There's the added dimensions of writing to another player's strengths and weaknesses instead of my own, and hoping like mad that the person I'm writing this "for" actually even likes it (since even if I come up with something good, it simply won't be to everyone's taste). By the way, do I have any hope of getting you up to the 17th fret if I promise it'll sound cool? That's only 14th position, if you use your pinkie...
Improvising sounds like it ought to be more difficult, in that there's no backspace, apparently no do-over, and not much time to plan. Some people find it very difficult. Composing is definitely more effort than improvising, even when it's less difficult, if that makes sense. And for some people, improvising is ... liberating. Yeah, there's still the pressure to Do Something Great With No Time To Think (modulo the audience's usual desire to see you succeed and willingness to interpret what they hear in accordance with that expectation), but the trick is to (mostly) get your brain out of the way.....

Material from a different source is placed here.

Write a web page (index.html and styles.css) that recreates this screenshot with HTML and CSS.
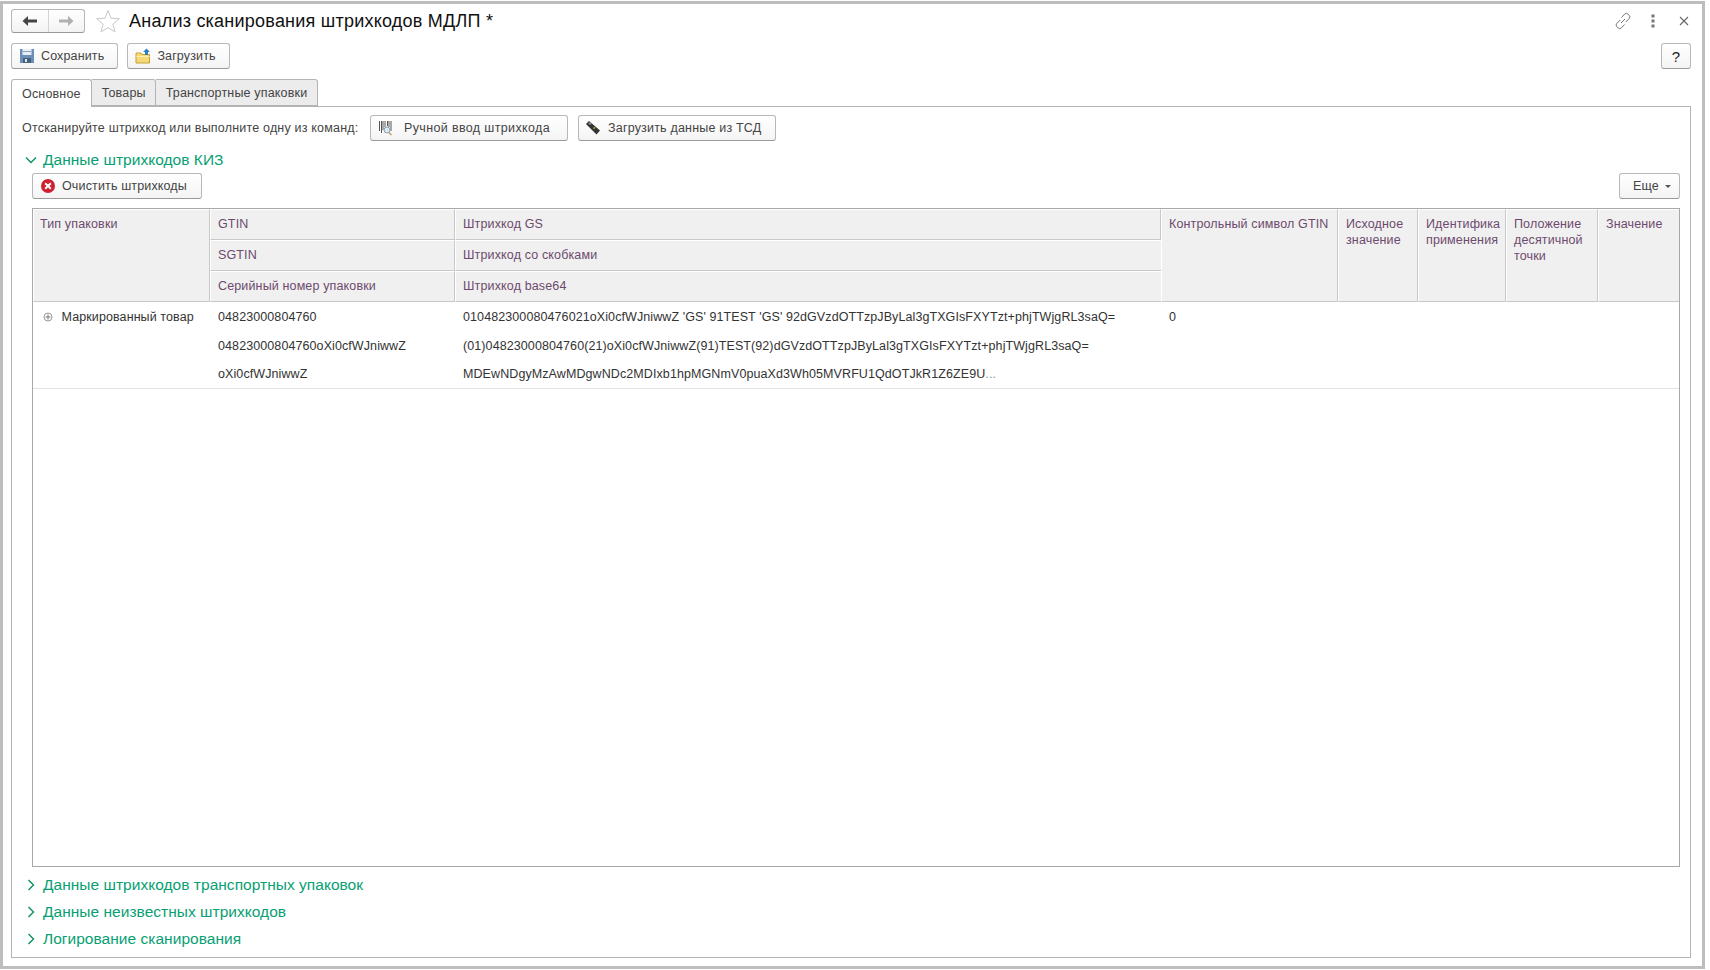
FILE: index.html
```html
<!DOCTYPE html>
<html lang="ru">
<head>
    <meta charset="UTF-8">
    <title>Анализ сканирования штрихкодов МДЛП</title>
    <link rel="stylesheet" href="styles.css">
</head>
<body>
    <div class="window">
        <div class="title-row">
            <div class="nav-group">
                <span class="nav-btn">
                    <svg width="16" height="12" viewBox="0 0 16 12"><path d="M0.5 6L6 1v3.4h9v3.2H6V11z" fill="#444"/></svg>
                </span>
                <span class="nav-btn">
                    <svg width="16" height="12" viewBox="0 0 16 12"><path d="M15.500 6L10 1v3.400H1v3.200h9V11z" fill="#b0b0b0"/></svg>
                </span>
            </div>
            <svg class="star" width="24" height="24" viewBox="0 0 24 24"><path d="M12 1.500l3 7.700 8.300.5-6.400 5.300 2.100 8-7-4.400-7 4.400 2.100-8L.7 9.700 9 9.200z" fill="#fff" stroke="#c8c8c8"/></svg>
            <h1 class="title">Анализ сканирования штрихкодов МДЛП *</h1>
            <div class="window-actions">
                <svg class="act-link" width="18" height="18" viewBox="0 0 18 18" fill="none" stroke="#777"><path d="M7.500 5.500l3-3.300a2.500 2.500 0 0 1 3.600 0l1 1a2.500 2.500 0 0 1 0 3.500l-3.300 3.300"/><path d="M10.500 12.500l-3 3.300a2.500 2.500 0 0 1-3.600 0l-1-1a2.500 2.500 0 0 1 0-3.500l3.300-3.300"/><path d="M7 11l4-4"/></svg>
                <svg class="act-dots" width="4" height="14" viewBox="0 0 4 14"><rect x="0.500" y="0.500" width="3" height="3" fill="#777"/><rect x="0.500" y="5.500" width="3" height="3" fill="#777"/><rect x="0.500" y="10.500" width="3" height="3" fill="#777"/></svg>
                <svg class="act-close" width="10" height="10" viewBox="0 0 10 10"><path d="M1 1l8 8M9 1l-8 8" stroke="#666" stroke-width="1.100"/></svg>
            </div>
        </div>

        <div class="toolbar">
            <button class="btn">
                <svg width="16" height="16" viewBox="0 0 16 16"><rect x="1" y="1" width="14" height="14" fill="#6a8fb8"/><rect x="3.500" y="1" width="9" height="6" fill="#e8eef5"/><rect x="4" y="10" width="8" height="5" fill="#47607c"/><rect x="4" y="3" width="8" height="1" fill="#8aa0b8"/><rect x="6" y="11" width="2" height="3" fill="#dfe7f0"/></svg>
                Сохранить
            </button>
            <button class="btn">
                <svg width="16" height="16" viewBox="0 0 16 16"><path d="M1 5h5l1 1.500h7.500V15H1z" fill="#f5d878" stroke="#c9a030"/><path d="M1.500 8.500h13" stroke="#fbeeb5"/><path d="M11.500 0.500l3.500 3.500h-2v3h-3V4H8z" fill="#2f7fc1"/></svg>
                Загрузить
            </button>
            <button class="btn btn-help">?</button>
        </div>

        <div class="tabs">
            <span class="tab tab-active">Основное</span>
            <span class="tab tab-goods">Товары</span>
            <span class="tab">Транспортные упаковки</span>
        </div>

        <div class="panel">
            <div class="command-row">
                <span class="hint">Отсканируйте штрихкод или выполните одну из команд:</span>
                <button class="btn btn-scan">
                    <svg width="16" height="16" viewBox="0 0 16 16"><path d="M1.500 1v10M3.500 1v12M5 1v9M7 1v6M9.500 1v5M11 1v6M13 1v10" stroke="#555"/><circle cx="9" cy="10" r="3" fill="#dbe9f4" stroke="#8b9fb0"/><path d="M11 12.500l2.500 2.500" stroke="#c89a5a" stroke-width="1.500"/></svg>
                    Ручной ввод штрихкода
                </button>
                <button class="btn btn-tsd">
                    <svg width="16" height="16" viewBox="0 0 16 16"><path d="M1 4l3-3 11 9.500-3.500 4z" fill="#333"/><path d="M3 3.500l2-1.500 2 1.500-2 1.500z" fill="#8d8d8d"/><path d="M8 8l1.500-1 1 1-1.500 1z" fill="#d8b23c"/></svg>
                    Загрузить данные из ТСД
                </button>
            </div>

            <div class="group-head group-open">
                <svg width="12" height="12" viewBox="0 0 12 12"><path d="M1 3.500l5 5 5-5" fill="none" stroke="#0a8f62" stroke-width="1.400"/></svg>
                <span>Данные штрихкодов КИЗ</span>
            </div>

            <div class="group-body">
                <div class="table-bar">
                    <button class="btn btn-clear">
                        <svg width="16" height="16" viewBox="0 0 16 16"><circle cx="8" cy="8" r="7" fill="#cf2030"/><path d="M5.200 5.200l5.600 5.600M10.800 5.200l-5.600 5.600" stroke="#fff" stroke-width="2"/></svg>
                        Очистить штрихкоды
                    </button>
                    <button class="btn btn-more">Еще <i class="caret"></i></button>
                </div>

                <div class="table-wrap">
                    <table class="grid">
                        <colgroup>
                            <col class="c-type"><col class="c-gtin"><col class="c-code"><col class="c-check">
                            <col class="c-src"><col class="c-id"><col class="c-point"><col class="c-val">
                        </colgroup>
                        <thead>
                            <tr>
                                <th rowspan="3" class="th-first">Тип упаковки</th>
                                <th>GTIN</th>
                                <th>Штрихкод GS</th>
                                <th rowspan="3" class="th-line">Контрольный символ GTIN</th>
                                <th rowspan="3">Исходное значение</th>
                                <th rowspan="3">Идентифика применения</th>
                                <th rowspan="3">Положение десятичной точки</th>
                                <th rowspan="3">Значение</th>
                            </tr>
                            <tr>
                                <th>SGTIN</th>
                                <th>Штрихкод со скобками</th>
                            </tr>
                            <tr>
                                <th>Серийный номер упаковки</th>
                                <th>Штрихкод base64</th>
                            </tr>
                        </thead>
                        <tbody>
                            <tr>
                                <td rowspan="3" class="cell-type">
                                    <svg width="10" height="10" viewBox="0 0 10 10"><circle cx="5" cy="5" r="4" fill="#fff" stroke="#999"/><path d="M2.500 5h5M5 2.500v5" stroke="#777"/></svg>
                                    Маркированный товар
                                </td>
                                <td>04823000804760</td>
                                <td>010482300080476021oXi0cfWJniwwZ 'GS' 91TEST 'GS' 92dGVzdOTTzpJByLal3gTXGIsFXYTzt+phjTWjgRL3saQ=</td>
                                <td rowspan="3" class="cell-top">0</td>
                                <td rowspan="3"></td>
                                <td rowspan="3"></td>
                                <td rowspan="3"></td>
                                <td rowspan="3"></td>
                            </tr>
                            <tr>
                                <td>04823000804760oXi0cfWJniwwZ</td>
                                <td>(01)04823000804760(21)oXi0cfWJniwwZ(91)TEST(92)dGVzdOTTzpJByLal3gTXGIsFXYTzt+phjTWjgRL3saQ=</td>
                            </tr>
                            <tr>
                                <td>oXi0cfWJniwwZ</td>
                                <td>MDEwNDgyMzAwMDgwNDc2MDIxb1hpMGNmV0puaXd3Wh05MVRFU1QdOTJkR1Z6ZE9U<span class="more">...</span></td>
                            </tr>
                        </tbody>
                    </table>
                </div>
            </div>

            <div class="group-head">
                <svg width="12" height="12" viewBox="0 0 12 12"><path d="M3.500 1l5 5-5 5" fill="none" stroke="#0a8f62" stroke-width="1.400"/></svg>
                <span>Данные штрихкодов транспортных упаковок</span>
            </div>
            <div class="group-head">
                <svg width="12" height="12" viewBox="0 0 12 12"><path d="M3.500 1l5 5-5 5" fill="none" stroke="#0a8f62" stroke-width="1.400"/></svg>
                <span>Данные неизвестных штрихкодов</span>
            </div>
            <div class="group-head">
                <svg width="12" height="12" viewBox="0 0 12 12"><path d="M3.500 1l5 5-5 5" fill="none" stroke="#0a8f62" stroke-width="1.400"/></svg>
                <span>Логирование сканирования</span>
            </div>
        </div>
    </div>
</body>
</html>
```

FILE: styles.css
```css
* {
    box-sizing: border-box;
}
body {
    margin: 0;
    background-color: #fff;
    font-family: "Liberation Sans", Arial, sans-serif;
    font-size: 12.5px;
    color: #444;
}
.window {
    width: 1705px;
    height: 968px;
    margin-top: 1px;
    padding: 5px 11px 8px 8px;
    border: 3px solid #bdbdbd;
    display: flex;
    flex-direction: column;
}
.title-row {
    height: 24px;
    display: flex;
    align-items: center;
}
.nav-group {
    width: 74px;
    height: 24px;
    display: flex;
    border: 1px solid #b5b5b5;
    border-bottom-color: #999;
    border-radius: 3px;
    background: linear-gradient(#fff, #f3f3f3);
}
.nav-btn {
    flex: 1;
    display: flex;
    align-items: center;
    justify-content: center;
}
.nav-btn + .nav-btn {
    border-left: 1px solid #d4d4d4;
}
.star {
    margin-left: 11px;
}
.title {
    margin: 0 0 0 9px;
    font-size: 18px;
    font-weight: normal;
    letter-spacing: 0.23px;
    color: #111;
}
.window-actions {
    margin-left: auto;
    margin-right: 2px;
    display: flex;
    align-items: center;
}
.act-dots {
    margin-left: 19px;
}
.act-close {
    margin-left: 24px;
}
.toolbar {
    margin-top: 10px;
    display: flex;
    gap: 9px;
}
.btn {
    height: 26px;
    padding: 0 13px 0 7px;
    display: flex;
    align-items: center;
    gap: 6px;
    border: 1px solid #b8b8b8;
    border-bottom-color: #999;
    border-radius: 3px;
    background: linear-gradient(#fff, #f4f4f4);
    font-family: inherit;
    font-size: 12.5px;
    letter-spacing: 0.14px;
    color: #444;
}
.btn-help {
    width: 30px;
    margin-left: auto;
    padding: 0;
    justify-content: center;
    font-size: 15px;
    color: #222;
}
.tabs {
    margin-top: 10px;
    height: 27px;
    display: flex;
    position: relative;
    z-index: 1;
    letter-spacing: 0.17px;
}
.tab {
    height: 27px;
    padding: 0 10px;
    display: flex;
    align-items: center;
    background-color: #ececec;
    border: 1px solid #b4b4b4;
    border-left-width: 0;
    border-radius: 0 3px 0 0;
}
.tab-active {
    height: 28px;
    background-color: #fff;
    border-left-width: 1px;
    border-bottom: 0;
    border-radius: 3px 3px 0 0;
}
.tab-goods {
    padding-right: 9px;
}
.panel {
    flex: 1;
    min-height: 0;
    padding: 8px 10px 5px;
    display: flex;
    flex-direction: column;
    border: 1px solid #b4b4b4;
}
.command-row {
    height: 26px;
    display: flex;
    align-items: center;
}
.hint {
    width: 348px;
    letter-spacing: 0.19px;
}
.btn-scan {
    width: 198px;
    gap: 10px;
    margin-right: 10px;
    letter-spacing: 0.36px;
}
.btn-tsd {
    width: 198px;
    padding-left: 6px;
    gap: 7px;
    letter-spacing: 0.19px;
}
.btn-clear {
    padding-right: 14px;
}
.group-head {
    height: 27px;
    display: flex;
    align-items: center;
    gap: 6px;
    padding-left: 3px;
    font-size: 15.5px;
    letter-spacing: 0.03px;
    color: #07a073;
}
.group-open {
    height: 32px;
    padding-top: 6px;
}
.group-body {
    flex: 1;
    min-height: 0;
    padding-left: 10px;
    display: flex;
    flex-direction: column;
    margin-bottom: 4px;
}
.table-bar {
    height: 26px;
    display: flex;
    justify-content: space-between;
}
.btn-more {
    width: 61px;
    padding: 0 0 0 13px;
    gap: 6px;
}
.caret {
    width: 0;
    height: 0;
    border: 3px solid transparent;
    border-top: 3px solid #555;
    border-bottom: 0;
}
.table-wrap {
    flex: 1;
    min-height: 0;
    margin-top: 9px;
    border: 1px solid #a8a8a8;
    background-color: #fff;
}
.grid {
    width: 100%;
    table-layout: fixed;
    border-collapse: separate;
    border-spacing: 0;
}
.c-type { width: 177px; }
.c-gtin { width: 245px; }
.c-code { width: 706px; }
.c-check { width: 177px; }
.c-src { width: 80px; }
.c-id { width: 88px; }
.c-point { width: 92px; }
.grid th {
    height: 31px;
    padding: 6px 4px 0 7px;
    vertical-align: top;
    text-align: left;
    font-weight: normal;
    line-height: 16px;
    letter-spacing: 0.14px;
    color: #6d4a6d;
    background-color: #f0f0f0;
    border-right: 1px solid #c8c8c8;
    border-left: 1px solid #fff;
    border-bottom: 1px solid #c8c8c8;
    border-top: 1px solid #fff;
}
.grid th:last-child {
    border-right: 0;
}
.grid th.th-first {
    padding-left: 6px;
}
.grid th.th-line {
    white-space: nowrap;
}
.grid td {
    height: 29px;
    padding: 0 8px;
    white-space: nowrap;
    letter-spacing: 0.09px;
    color: #333;
}
.grid tbody tr:last-child td,
.grid td[rowspan] {
    border-bottom: 1px solid #e2e2e2;
}
.cell-type svg {
    margin: 0 5px 0 0;
    vertical-align: -1px;
}
.grid td.cell-type,
.grid td.cell-top {
    vertical-align: top;
    padding-top: 8px;
}
.grid td.cell-type {
    padding-left: 10px;
}
.more {
    color: #7a9ab0;
}
```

Uh, I just realized how much I want to cram into that paragraph, so I'll try to get around to writing an entry just about improvisation later, instead. For now, this much: some people find composing very difficult and other's don't; some find improvising difficult and/or scary and others don't; composing is more effort even when it's less difficult. To a certain extent there's an upper limit on how difficult improvising can be: above a certain level, it's simply impossible to pull off. The player who can't improvise yet can learn to improvise later, but isn't going to make it work tonight when the bandleader points to them just by sweating more. So it can be harder or easier, but beyond a certain degree of hard it's moot. The composer who gets stuck can struggle for weeks and wear out a few erasers. (And then there's the whole, "this piece I've been working on for three days suddenly reminds me of a Focus tune ... and an early renaissance dance tune ... am I unconsciously ripping off the library in my head, or is this really original?" business. I hate that.)
Personally, I'm generally comfortable improvising, but it can become difficult if I'm trying to do it in a style/genre where I haven't internalized all the undocumented "what makes it sound like that" rules yet, or if I'm improvising harmony along with people I haven't "clicked" with yet and who have very different habits/conventions than I do. Composition ... ranges from "let me write down that hot bit I improvised before I forget it" to "how the $&%# do I get the effect that's in my head?"